Monday, April 13, 2009

Mark S. Tucker reviews "Midnight Book"

A review written for the Folk & Acoustic Music Exchange by Mark S. Tucker

There are a number of what we can quite easily categorize as 'most intelligent musics' in the Western culture—and, by extension, on the planet. Progressive rock is one of them. In its heyday, it spawned the Moody Blues, King Crimson, Pink Floyd, Gentle Giant, Yes, Genesis, and an august catalogue of overachievers. Progrock fused multiple modes to come up with a rock-based genre that has persisted as an extremely influential catalyst still growing in its latter-day effects (though itself generically on the wane).
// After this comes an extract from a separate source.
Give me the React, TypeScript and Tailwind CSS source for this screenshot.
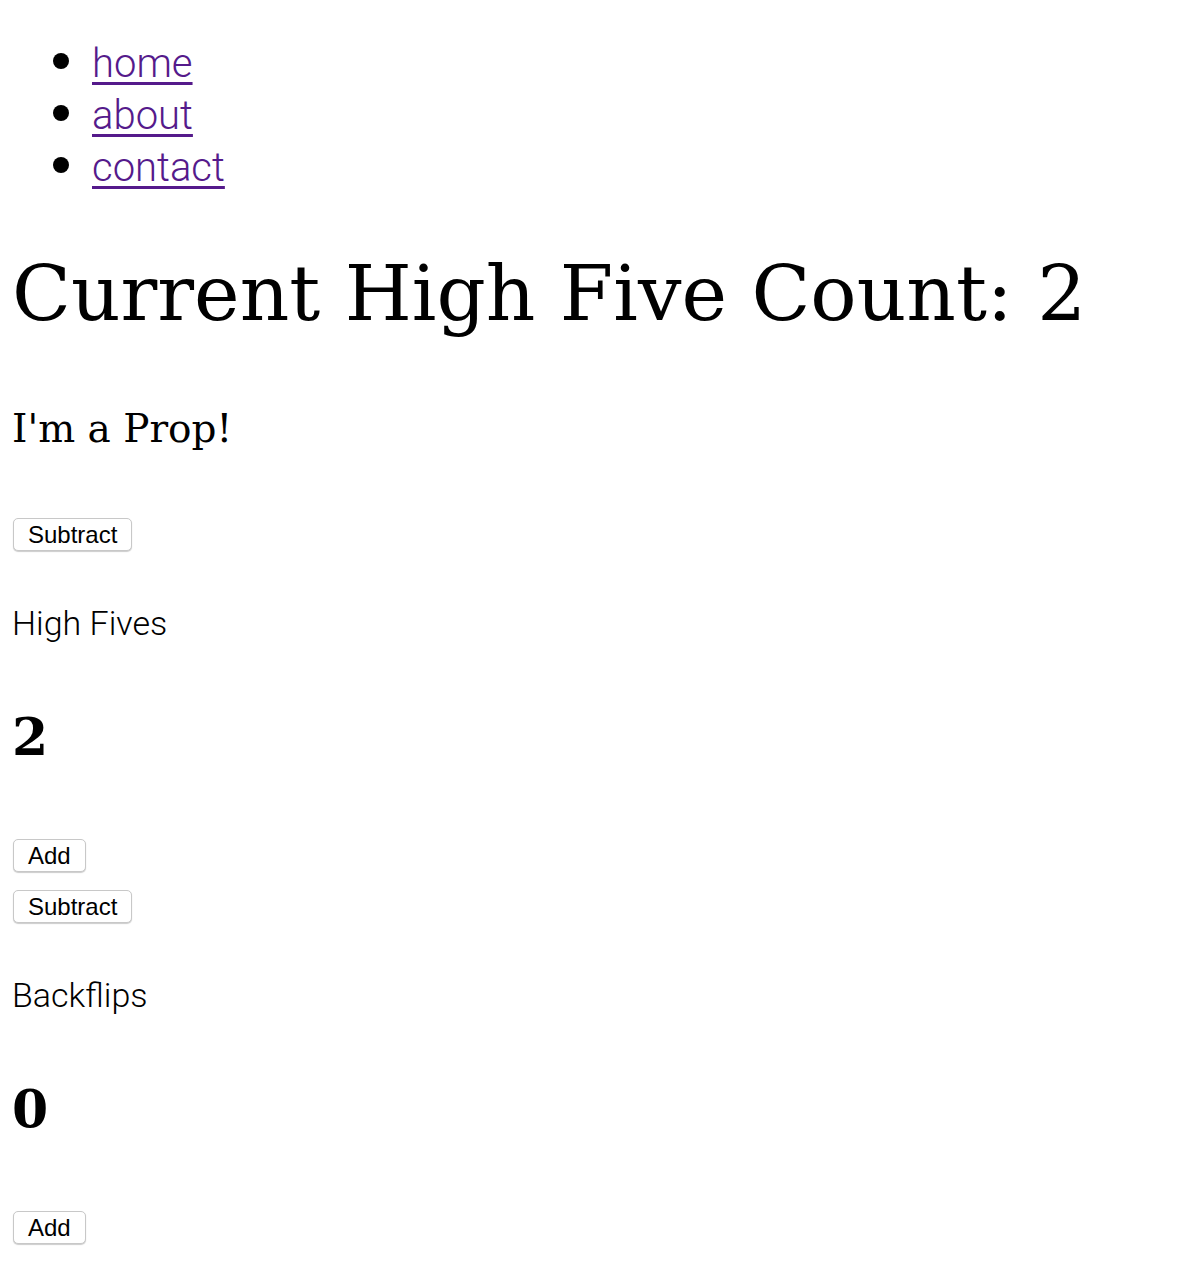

In Midnight Book, 22-year old Eric Margan is living proof that the mode inspires superior craftsmanship and processes. He woodshedded in a prog ensemble and then left to put together this extravagant pageant rightly described by promo lit as magnificent, massive, grandiose, and cinematic.

The disc isn't progrock but much more an elaborate example of vaulting pop prog primed to transform the charts on a level with something Danny Elfman might produce. Midnight Book is brilliantly informed by Impressionism, classic rock, and chamber and adagio musics with a dash of smoky nightclub jazz, a form perfectly suited to his often whispery voice. Expect Stravinsky to spice the slow sonics, Gershwin to walk side by side with rapture, Ravel to pull in fog and rain, and Weill to spike the decadence factor throughout a conceptually based song cycle revolving around love, loss, anomie, and desperation. The large session crew, satisfyingly aided by a prog staple, the mellotron, orchestrates the suite as a seamless chaptered processional almost an opera.

The arrangements here are way above average, the quality that most puts Margan in an Elfman stratum, though I'd sift that through E.S. Posthumous and Tony Carey. The strength of his technical talents matches the passion of the intuitive, both promising that, with a debut this overwhelming, his is a name we'll be hearing much more of as the years go by. Hollywood should be snapping Margan up as though he were flowing gold. Not only are the lyrical qualities of Midnight Book many pegs above the crowd, but the guy also plays everydamnthing: guitar, contrabass, vibes, Hammond, flute, celeste, harpsichord, harmonium, and mellotron. Existential romance by way of Byronic refrains has rarely been this evocatively stated.